De films van Josef Dabernig (1956) roepen vaak meer vragen op dan ze beantwoorden. We moeten ze dan ook niet zien als representaties van de visuele werkelijkheid, aldus de kunstenaar. Zelf spreekt hij liever van “parallelle werelden”. In de elf minuten durende film Jogging (2000) bijvoorbeeld, wordt een man in beeld gebracht die een auto bestuurt. Zijn rode sportbroek roept onherroepelijk associaties op met sportactiviteiten.

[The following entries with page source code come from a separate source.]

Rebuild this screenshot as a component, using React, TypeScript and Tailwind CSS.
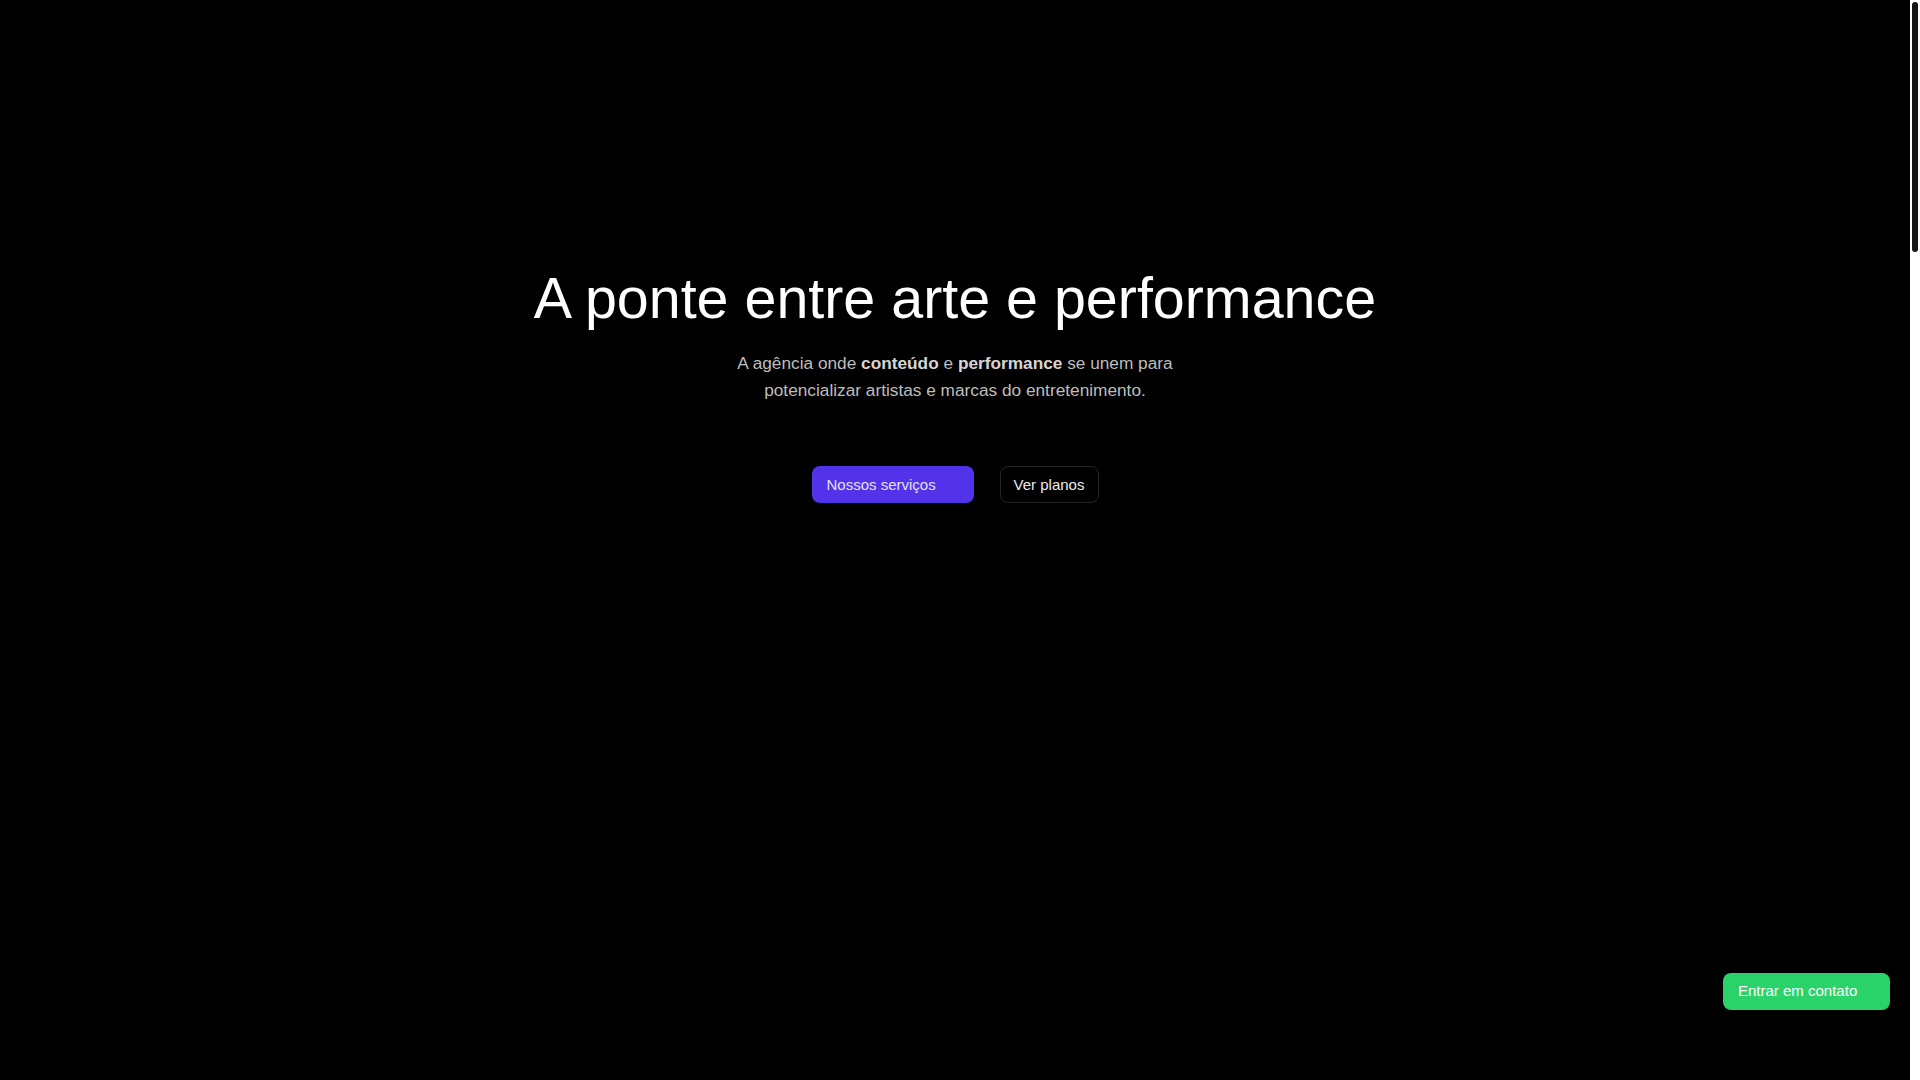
import React from "react";

export default function App() {
  return (
    <div
      className="flex h-screen w-full overflow-hidden bg-black text-white"
      style={{ fontFamily: '"Liberation Sans", Arial, sans-serif' }}
    >
      <main className="flex-1 overflow-hidden">
        <section className="flex h-[1080px] flex-col items-center pt-[270px]">
          <h1 className="text-[57.4px] font-normal leading-none text-white">
            A ponte entre arte e performance
          </h1>
          <p className="mt-[23px] max-w-[452px] text-center text-[17.25px] leading-[27px] text-[#bdbdbd]">
            A agência onde <strong className="font-bold text-[#d6d6d6]">conteúdo</strong> e{" "}
            <strong className="font-bold text-[#d6d6d6]">performance</strong> se unem para potencializar
            artistas e marcas do entretenimento.
          </p>
          <div className="mt-[62px] flex items-center gap-[26px]">
            <button className="flex h-[37px] w-[162px] items-center rounded-lg bg-[#5333ea] pl-[15px] text-[15px] text-[#e4e0fd]">
              Nossos serviços
            </button>
            <button className="flex h-[37px] w-[99px] items-center justify-center rounded-lg border border-[#262626] bg-black text-[15px] text-[#ececec]">
              Ver planos
            </button>
          </div>
        </section>
      </main>
      <div className="flex h-full w-[10px] shrink-0 flex-col bg-white px-[2px] pt-[2px]">
        <div className="h-[250px] w-full rounded-full bg-[#161616]" />
      </div>
      <button className="fixed bottom-[70px] right-[30px] flex h-[37px] w-[167px] items-center rounded-lg bg-[#29d36a] pl-[15px] text-[15px] text-white">
        Entrar em contato
      </button>
    </div>
  );
}
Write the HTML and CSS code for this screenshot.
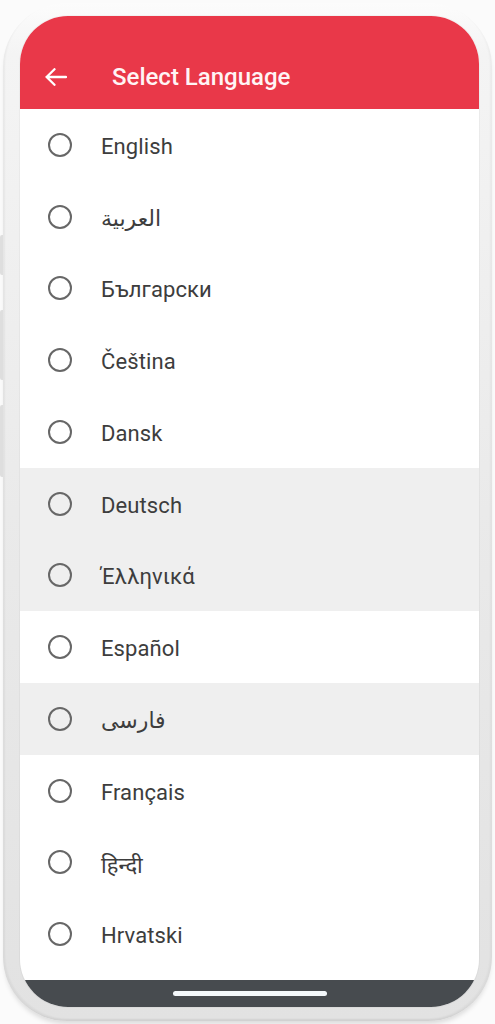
FILE: index.html
```html
<!DOCTYPE html>
<html lang="en">
<head>
<meta charset="utf-8">
<title>Select Language</title>
<link rel="stylesheet" href="styles.css">
</head>
<body>
<div class="device">
  <span class="side-btn btn-1"></span>
  <span class="side-btn btn-2"></span>
  <span class="side-btn btn-3"></span>
  <div class="screen">
    <header class="appbar">
      <svg class="back" width="22" height="18" viewBox="0 0 22 18" aria-hidden="true">
        <path d="M1.5 9H21M9.5 1.2L1.6 9l7.9 7.8" fill="none" stroke="#ffffff" stroke-width="2.3" stroke-linecap="round" stroke-linejoin="round"/>
      </svg>
      <h1 class="title">Select Language</h1>
    </header>
    <ul class="list">
      <li class="row"><span class="radio"></span><span class="label">English</span></li>
      <li class="row"><span class="radio"></span><span class="label" lang="ar" dir="rtl">العربية</span></li>
      <li class="row"><span class="radio"></span><span class="label">Български</span></li>
      <li class="row"><span class="radio"></span><span class="label">Čeština</span></li>
      <li class="row"><span class="radio"></span><span class="label">Dansk</span></li>
      <li class="row shaded"><span class="radio"></span><span class="label">Deutsch</span></li>
      <li class="row shaded"><span class="radio"></span><span class="label">Έλληνικά</span></li>
      <li class="row"><span class="radio"></span><span class="label">Español</span></li>
      <li class="row shaded"><span class="radio"></span><span class="label" lang="fa" dir="rtl">فارسی</span></li>
      <li class="row"><span class="radio"></span><span class="label">Français</span></li>
      <li class="row"><span class="radio"></span><span class="label" lang="hi">हिन्दी</span></li>
      <li class="row"><span class="radio"></span><span class="label">Hrvatski</span></li>
    </ul>
    <div class="filler"></div>
    <nav class="navbar"><span class="home"></span></nav>
  </div>
</div>
</body>
</html>
```

FILE: styles.css
```css
html, body {
  margin: 0;
  padding: 0;
  background: #fbfbfb;
}

body {
  font-family: Roboto, "Noto Sans", "DejaVu Sans", sans-serif;
  width: 495px;
  height: 1024px;
  overflow: hidden;
}

.device {
  position: relative;
  box-sizing: border-box;
  width: 489px;
  height: 1018px;
  margin: 3px 0 0 3px;
  padding: 13px 13px 14px 17px;
  border-radius: 64px;
  background: linear-gradient(to bottom, #fcfcfc 0%, #f4f4f4 5%, #eaeaea 50%, #e2e2e2 100%);
  box-shadow: 0 5px 5px -2px rgba(0, 0, 0, 0.13), inset 2px -2px 2px rgba(0, 0, 0, 0.045), inset -2px -2px 2px rgba(0, 0, 0, 0.035);
}

.side-btn {
  position: absolute;
  left: -3px;
  width: 3px;
  background: #dedede;
  border-radius: 2px 0 0 2px;
}
.btn-1 { top: 232px; height: 40px; }
.btn-2 { top: 307px; height: 70px; }
.btn-3 { top: 402px; height: 72px; }

.screen {
  display: flex;
  flex-direction: column;
  width: 459px;
  height: 991px;
  border-radius: 48px;
  overflow: hidden;
  background: #ffffff;
  box-shadow: 0 0 0 1px rgba(0, 0, 0, 0.03);
}

.appbar {
  flex: 0 0 93px;
  display: flex;
  align-items: center;
  background: #e93849;
  padding: 29px 0 0 25px;
  box-sizing: border-box;
}

.back {
  flex: 0 0 auto;
}

.title {
  margin: 0 0 0 45px;
  font-size: 24px;
  font-weight: 500;
  color: #fff4f5;
}

.list {
  list-style: none;
  margin: 0;
  padding: 0;
}

.row {
  display: flex;
  align-items: center;
  height: 71.75px;
  padding-left: 28px;
}

.row.shaded {
  background: #efefef;
}

.radio {
  flex: 0 0 auto;
  box-sizing: border-box;
  width: 24px;
  height: 24px;
  border: 2px solid #676767;
  border-radius: 50%;
}

.label {
  margin-left: 29px;
  padding-top: 3px;
  font-size: 22px;
  color: #3d3d3d;
  letter-spacing: 0.1px;
}

.filler {
  flex: 1 1 auto;
}

.navbar {
  flex: 0 0 27px;
  display: flex;
  align-items: center;
  justify-content: center;
  background: #474b4f;
}

.home {
  width: 154px;
  height: 5px;
  border-radius: 3px;
  background: #f4f8fb;
}
```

Gedurende de hele film maakt hij echter geen enkele beweging, op het draaien van het stuur na. Na aankomst bij een groot, verlaten gebouw eindigt de film. Wat heeft deze man daar te zoeken? Welke betekenis kunnen we aan de beelden geven? Na zijn opleiding aan de Academie voor Beeldende Kunst in Wenen, wordt Josef Dabernig halverwege de jaren tachtig actief als kunstenaar. Naast korte films maakt hij foto’s, installaties, objecten, architectonische ontwerpen en teksten. Uit zijn werk spreekt een fascinatie voor alledaagse rituelen. De manieren waarop we eten, onze partner bejegenen en ons werk vormgeven lijken vaak vanzelfsprekend. Door ze te isoleren of ze te vervreemden van hun oorspronkelijke context, worden dergelijke rituelen ineens nutteloos of ronduit absurd. Vaak is het volstrekt onduidelijk waarom de personages in Dabenigs korte films bij elkaar zijn, wat hun onderlinge relaties zijn en waarom ze de dingen doen die ze doen. Zo krijgen we in Automatic (2002) een kijkje in een ruimte waarin enkele auto’s staan en waarin en omheen enkele mensen zitten en liggen. In sommige fragmenten doen de handelingen van de mensen vermoeden dat we te maken hebben met automonteurs of rechercheurs. Tegelijkertijd lijken hun gebaren en bewegingen vruchteloos en onsamenhangend. De toevoeging van geluid maakt de verwarring vaak nog groter. Rosa coeli (2003), waarin beelden van drie stilzwijgende mannen in een winterse en onpersoonlijke hotelsetting worden begeleid door het geluid van kwetterende vogels en een zoetgevooisde mannenstem, is hiervan een goed voorbeeld. In plaats van concrete thema’s en narratieven, toont Dabernigs werk de monotonie van het bestaan, of, zoals de kunstenaar het verwoordt, de “onverschillige flegmatiek” van alledaagse handelingen. In plaats van een waardeoordeel (men kan hooguit spreken van ironische distantie), geeft zijn werk inzicht in de (on)zin van onze dagelijkse rituelen.